Évidemment, les médias et leur
exceptionnelle expansion depuis un siècle, sont à l’origine de ce renversement :
chaque soir, la comédie humaine est maintenant présentée et mise en scène en
temps réel sur le petit écran, et l’espace virtuel de la télévision, qui
pénètre chaque foyer, devient cette sorte d’espace sacramentel, pseudo divin,
où sont élus les demi-dieux humains dans lesquels chacun rêve de se
reconnaître. Le paradis qui, dans les religions, était promis après la mort –
c’est à dire hors de la matérialité humaine et du monde géographique, fait son
retour sur terre et devient accessible à chacun, pourvu qu’il sache manœuvrer
et se propulser en haut de la scène médiatique.

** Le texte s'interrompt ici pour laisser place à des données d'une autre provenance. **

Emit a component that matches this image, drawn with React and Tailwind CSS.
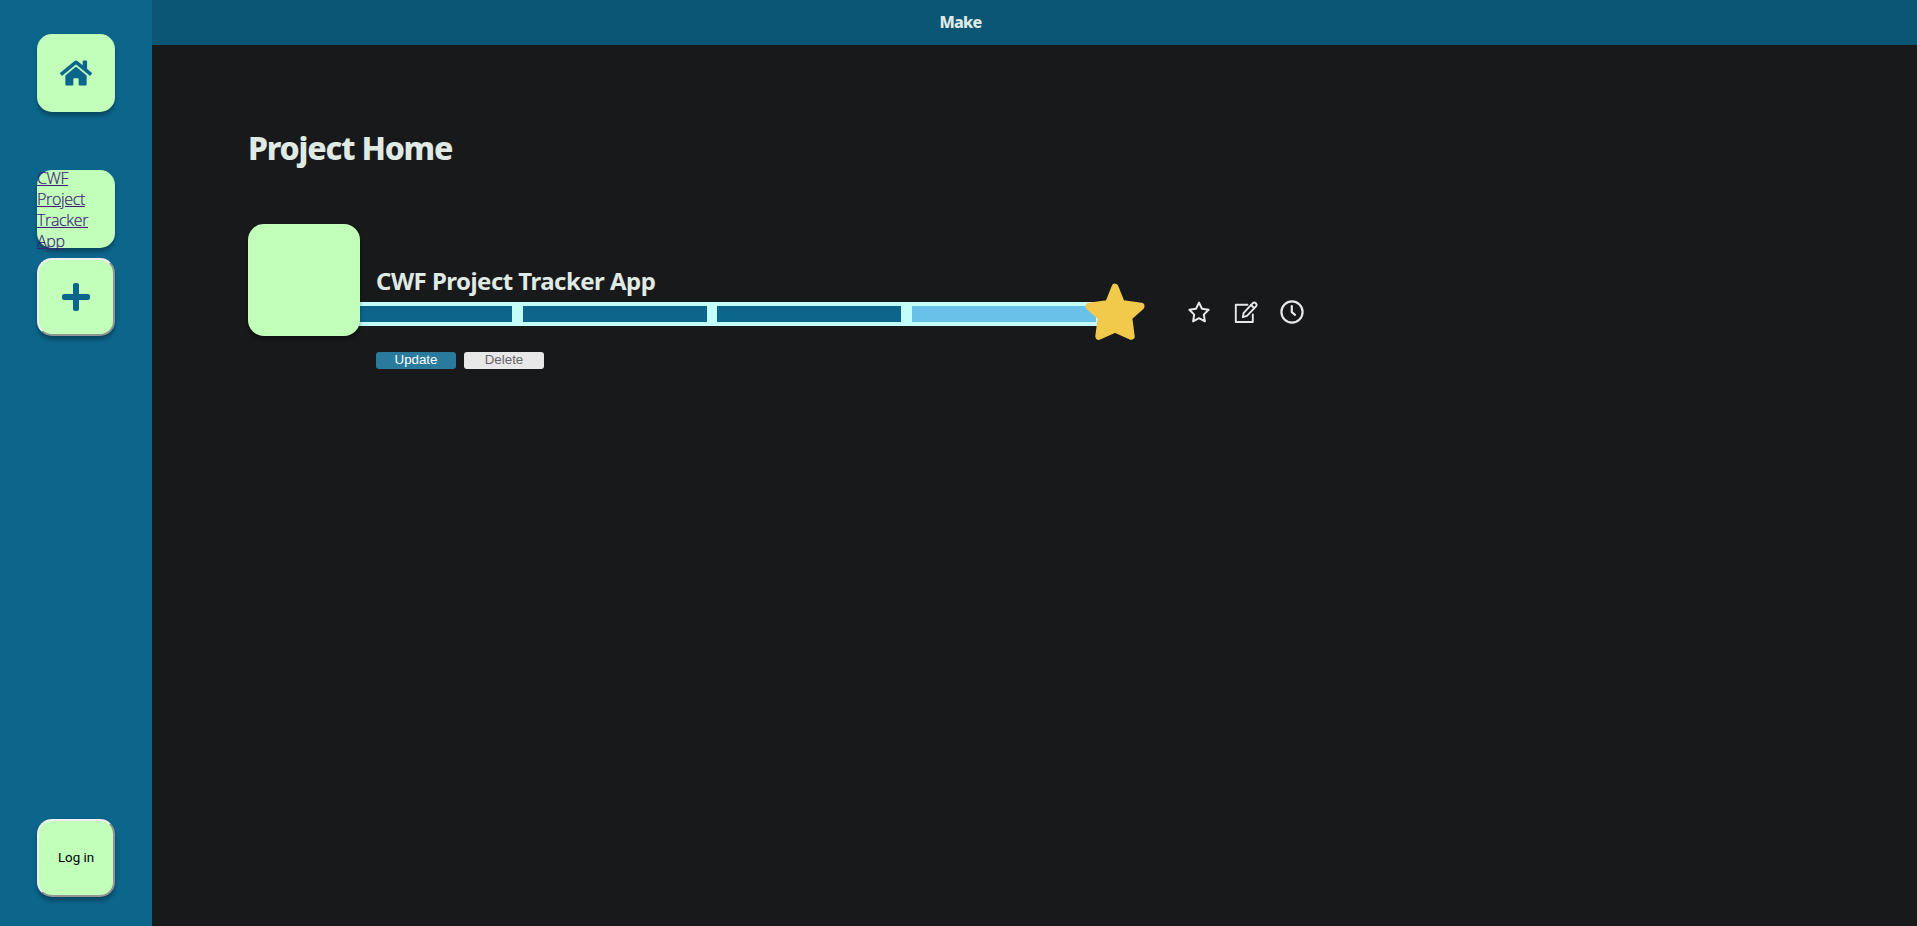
import { FaHome, FaPlus } from "react-icons/fa";

const tile = "h-[78px] w-[78px] shrink-0 rounded-[15px] bg-[#c1ffbb] shadow-[0_4px_4px_rgba(0,0,0,0.3)]";
const raised = "flex items-center justify-center border-2 border-solid border-t-[#efefef] border-l-[#efefef] border-r-[#949494] border-b-[#949494]";

function Segment({ color }) {
  return <div className={"h-4 w-[184px] shrink-0 " + color} />;
}

function StarIcon() {
  return (
    <svg viewBox="0 0 24 24" className="h-6 w-6 fill-none stroke-current stroke-2" strokeLinejoin="round">
      <path d="M12 2.6L15 8.8L21.6 9.8L16.8 14.6L17.9 21.3L12 18.2L6.1 21.3L7.2 14.6L2.4 9.8L9 8.8Z" />
    </svg>
  );
}

function EditIcon() {
  return (
    <svg viewBox="0 0 24 24" className="h-6 w-6 fill-none stroke-current" strokeWidth="1.9" strokeLinejoin="round" strokeLinecap="round">
      <path d="M13.5 4.8H1.8V22H18.8V14.5" />
      <path d="M8.8 17.2L9.7 12.8L18.8 3.2Q20.3 1.9 21.8 3.2Q23.4 4.7 22 6.3L13 15.8Z" />
      <path d="M17 5L20.2 8" />
    </svg>
  );
}

function ClockIcon() {
  return (
    <svg viewBox="0 0 24 24" className="h-6 w-6 fill-none stroke-current" strokeWidth="2.2" strokeLinejoin="round" strokeLinecap="round">
      <circle cx="12" cy="12" r="10.6" />
      <path d="M11.8 6V12.2L15 14.8" />
    </svg>
  );
}

export default function App() {
  return (
    <div className="flex h-[926px] w-full overflow-hidden bg-[#18191b] font-['Noto_Sans','Open_Sans',sans-serif] text-[#e0eae4]">
      <aside className="flex w-[152px] shrink-0 flex-col items-center bg-[#0c668c] pt-[34px] pb-[29px]">
        <a className={tile + " flex items-center justify-center text-[#0c668c]"}>
          <FaHome className="h-8 w-8" />
        </a>
        <a className={tile + " mt-[58px] text-[16px] leading-[21px] text-[#40207a] underline"}>
          <span className="-mt-[2px] block w-[60px] font-['Open_Sans','Noto_Sans',sans-serif] font-light tracking-[-0.35px] [-webkit-text-stroke:0.2px_#40207a]">CWF Project Tracker App</span>
        </a>
        <button className={tile + " " + raised + " mt-[12px] -translate-y-[2px] text-[#0c668c]"}>
          <FaPlus className="h-8 w-8" />
        </button>
        <button className={tile + " " + raised + " mt-auto font-[Roboto,sans-serif] text-[13.33px] text-black"}>
          Log in
        </button>
      </aside>
      <div className="flex min-w-0 flex-1 flex-col">
        <header className="flex h-[45px] shrink-0 items-center justify-center bg-[#0a5674] pr-[148px] pb-0.5 text-[16px] font-extrabold">
          <span className="tracking-[-0.7px]">Make</span>
        </header>
        <main className="flex flex-col pl-24">
          <h1 className="mt-[79px] h-[49px] text-[32px] leading-[48px] font-extrabold tracking-[-1.2px] whitespace-nowrap">Project Home</h1>
          <section className="mt-[51px] flex h-[145px]">
            <div className="z-10 h-28 w-28 shrink-0 rounded-[16px] bg-[#c1ffbb] shadow-[0_4px_4px_rgba(0,0,0,0.3)]" />
            <div className="flex flex-col">
              <h2 className="mt-[40px] h-[38px] pl-4 text-[24px] leading-[34px] font-bold tracking-[-0.53px] whitespace-nowrap">CWF Project Tracker App</h2>
              <div className="flex h-6 items-center">
                <div className="-ml-8 flex h-6 w-[770px] shrink-0 items-center gap-[10.6px] bg-[#c4fefb]">
                  <Segment color="bg-[#0c668c]" />
                  <Segment color="bg-[#0c668c]" />
                  <Segment color="bg-[#0c668c]" />
                  <Segment color="bg-[#67c1e8]" />
                </div>
                <svg viewBox="0 0 60 58" className="z-10 mb-1 -ml-[13px] h-[58px] w-[60px] shrink-0 fill-[#f1ca4c] stroke-[#f1ca4c]" strokeWidth="7" strokeLinejoin="round">
                  <path d="M30 4.2L36.5 20.5L56 23.3L43.7 34.5L46.2 53.3L30 46L13.8 53.3L16.3 34.5L4 23.3L23.5 20.5Z" />
                </svg>
                <div className="mb-1 ml-[42px] flex shrink-0 items-center gap-[22.5px] text-[#e8e8e8]">
                  <StarIcon />
                  <EditIcon />
                  <ClockIcon />
                </div>
              </div>
              <div className="mt-[26px] flex gap-2 pl-4 font-['Liberation_Sans',sans-serif] text-[13.33px] leading-[16px]">
                <button className="h-[17px] w-20 rounded-[3px] bg-[#297a9d] pb-px text-white">Update</button>
                <button className="h-[17px] w-20 rounded-[3px] bg-[#e8e8e8] pb-px text-[#666]">Delete</button>
              </div>
            </div>
          </section>
        </main>
      </div>
    </div>
  );
}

Et une autre vérité nouvelle se fait jour : la réussite médiatique
attire l’argent, et l’argent attire la fascination médiatique ; César et
Dieu se confondent. On n'essaie plus désespérément d’acheter, comme au moyen
âge, l’indulgence divine à un intercesseur clérical, mais on compte sur le
pouvoir magique de la fortune pour attirer le divin, pour le susciter, le
produire. Le sacré contemporain a donc ceci de nouveau qu’il se gagne avec de
l’argent, et qu’il produit de l’argent.
Et l’Art, là-dedans, me direz-vous ? Et bien voilà : il fut
jadis un acte de ferveur, dirigé vers dieu ou vers la beauté; Jean Clair
rappelle cette phrase des Confessions de Saint Augustin : « Pour les
interroger [les créations divines qui assaillent nos sens], je n’avais qu’à les
contempler et leur réponse, c’était la beauté. » ; aujourd’hui, l’art
est devenu acte de ferveur à soi-même, ou démonstration d’une capacité, d’une
prétention de chaque artiste impétrant à être starisé, et donc divinisé selon
le rituel de la sacralité médiatique. On admirait autrefois les œuvres d’art
parce qu’elles renvoyaient à une transcendance, on admire aujourd’hui les
objets d’art contemporain parce qu’ils renvoient à la personnalité divinisée –
ou simplement héroïsée – d’un artiste.